Death of Lieutenant Thomas Falla

"...This evening (6th April) we were relieved in the trenches by the gallant 74th Regiment, who lost several men in their approach, and we were heartily rejoiced to regain the encampment after 24 hours' hard fighting, fatigue and fasting. In this brilliant affair eleven officers and 180 men were killed and wounded. One of the officers received so extraordinary a wound that I cannot refrain from relating the particulars. As he was entering the nullah, a shot from Seringapatam struck him in front of the right hip, lodging between the bone of the thigh. The Dooley men, or bearers of the machine on which he was carried to camp, complained of the great weight bearing on the right side. On examination of the wound the surgeons could not suppress a hopeless cast of countenance; on which the wounded officer (Lieutenant Falla) requested that he might have a bottle of port wine to keep up his spirits, and die like "one brave soldier" (he was a Guernsey man not well versed in the idiom of the English language); he was supplied with the strengthening cordial, and soon after died.
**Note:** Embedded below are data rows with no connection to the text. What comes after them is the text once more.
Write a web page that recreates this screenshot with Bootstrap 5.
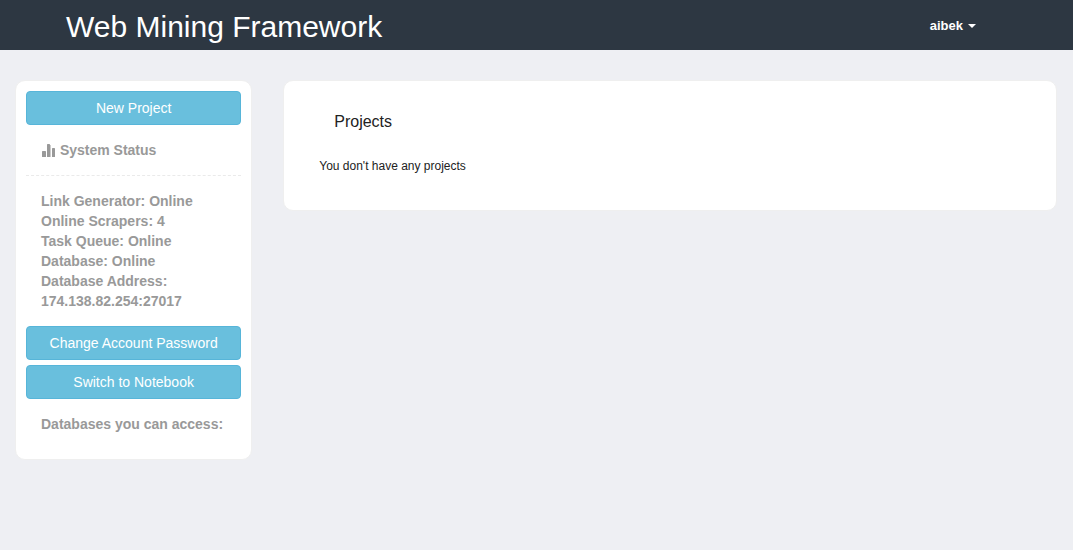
<!DOCTYPE html>
<html lang="en">
<head>
<meta charset="utf-8">
<meta name="viewport" content="width=device-width, initial-scale=1">
<title>Web Mining Framework</title>
<link href="https://cdn.jsdelivr.net/npm/bootstrap@5.3.0/dist/css/bootstrap.min.css" rel="stylesheet">
<style>
body { background: #eeeff3; color: #222; font-family: "Liberation Sans", Arial, sans-serif; font-size: 14px; line-height: 20px; }
.topbar { background: #2d3742; min-height: 50px; }
.brand-title { font-size: 30px; line-height: 34px; color: #fff; padding: 4px 0 0 66px; }
.user-menu { font-size: 13px; line-height: 20px; color: #fff; margin-right: 97px; }
.user-menu::after { margin-left: 5px; border-width: 4px 4px 0; vertical-align: 2px; }
.layout { --bs-gutter-x: 30px; padding-top: 30px; }
.layout > .row { --bs-gutter-x: 30px; }
.layout > .row > * { padding-right: 16px; }
.panel { background: #fff; border: 1px solid #efefef; border-radius: 10px; }
.side-panel { padding: 10px 10px 25px; }
.btn-sky { --bs-btn-color: #fff; --bs-btn-bg: #69bfdd; --bs-btn-border-color: #57b5d9; --bs-btn-hover-color: #fff; --bs-btn-hover-bg: #4db3d6; --bs-btn-hover-border-color: #3aa9d0; font-size: 14px; line-height: 20px; padding: 6px 12px; border-radius: 4px; }
.side-note { padding: 15px; color: #999; font-weight: 700; }
.side-actions { gap: 5px; }
.dashed { border-bottom: 1px dashed #eaeaea; }
.main-panel { padding: 30px 35px; }
.main-title { font-size: 16px; line-height: 22px; padding: 0 15px; margin: 0 0 23px; font-weight: 400; }
.main-text { font-size: 12px; line-height: 20px; margin: 0 0 4px; }
</style>
</head>
<body>
<nav class="topbar d-flex align-items-center justify-content-between">
  <a class="brand-title text-decoration-none" href="#">Web Mining Framework</a>
  <div class="dropdown">
    <button class="user-menu dropdown-toggle btn border-0 p-0 fw-bold" type="button" data-bs-toggle="dropdown" aria-expanded="false">aibek</button>
    <ul class="dropdown-menu dropdown-menu-end"><li><a class="dropdown-item" href="#">Logout</a></li></ul>
  </div>
</nav>
<main class="container-fluid layout">
  <div class="row align-items-start">
    <div class="col-3">
      <aside class="panel side-panel">
        <button type="button" class="btn btn-sky w-100">New Project</button>
        <div class="side-note dashed">
          <svg width="15" height="14" viewBox="0 0 15 14" fill="#999" aria-hidden="true"><rect x="1" y="7" width="4" height="6" rx=".6"/><rect x="6" y="0" width="3" height="13" rx=".6"/><rect x="9" y="1" width="1" height="12" opacity=".5"/><rect x="11" y="4" width="3" height="9" rx=".6"/></svg>
          System Status
        </div>
        <div class="side-note">
          Link Generator: Online<br>
          Online Scrapers: 4<br>
          Task Queue: Online<br>
          Database: Online<br>
          Database Address:<br>
          174.138.82.254:27017
        </div>
        <div class="d-grid side-actions">
          <button type="button" class="btn btn-sky">Change Account Password</button>
          <button type="button" class="btn btn-sky">Switch to Notebook</button>
        </div>
        <div class="side-note pb-0">Databases you can access:</div>
      </aside>
    </div>
    <div class="col-9">
      <section class="panel main-panel">
        <h1 class="main-title">Projects</h1>
        <p class="main-text">You don't have any projects</p>
      </section>
    </div>
  </div>
</main>
<script src="https://cdn.jsdelivr.net/npm/bootstrap@5.3.0/dist/js/bootstrap.bundle.min.js"></script>
</body>
</html>
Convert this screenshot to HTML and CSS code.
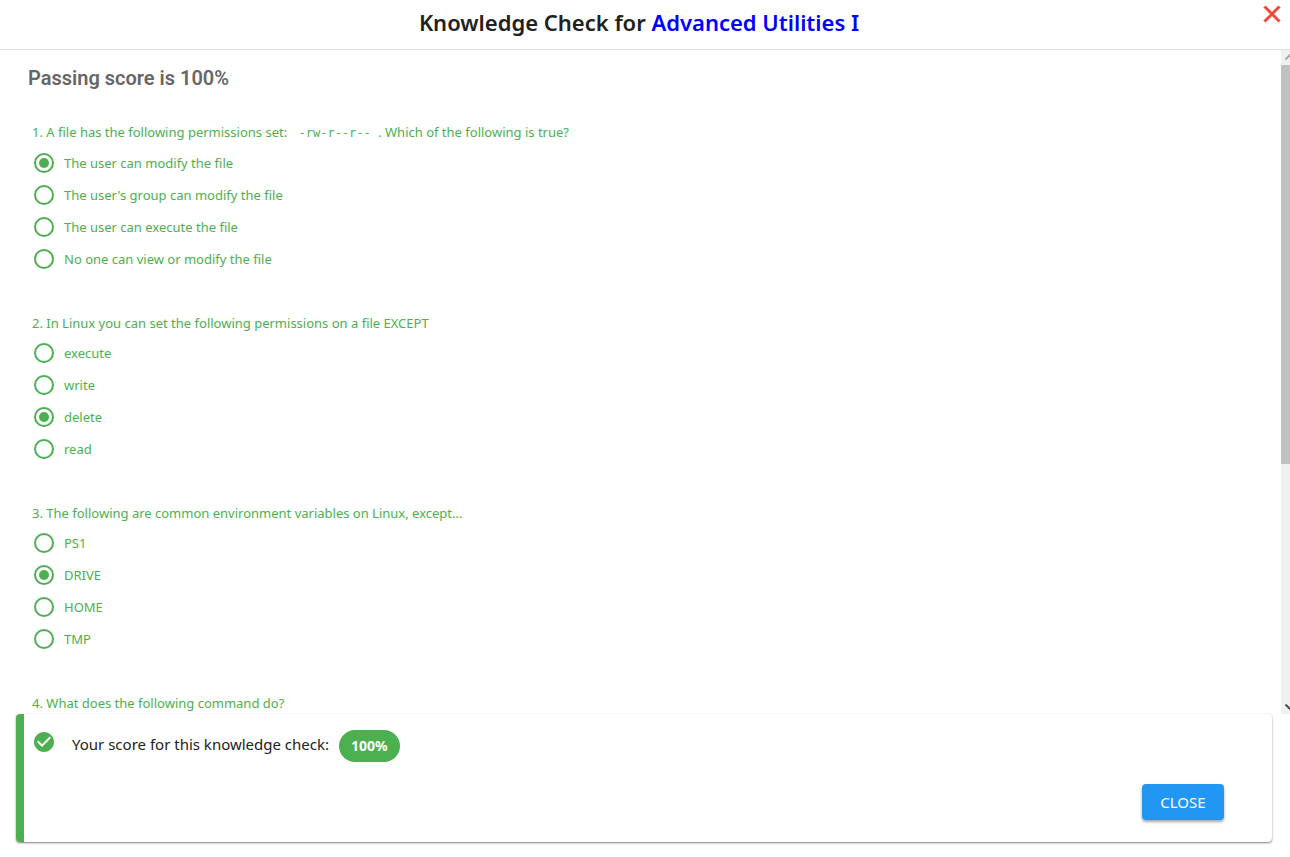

The body was opened, and to the astonishment of all in camp a wrought iron shot of 26 pounds' weight was extracted from between the bones of the thigh, which had been completely covered by a swelling of the part affected, so that it was not discoovered any ball was beneath the wound until the extraction took place. This almost incredible fact was generally known, and the shot weighed and exposed to the public scrutiny of the majority of the officers of the army ...."

Source:
Bayly, R. Diary of Colonel Bayly 12th Regiment :1796-1803. London: Army and Navy Co-Operative Society, 1896 p. 87.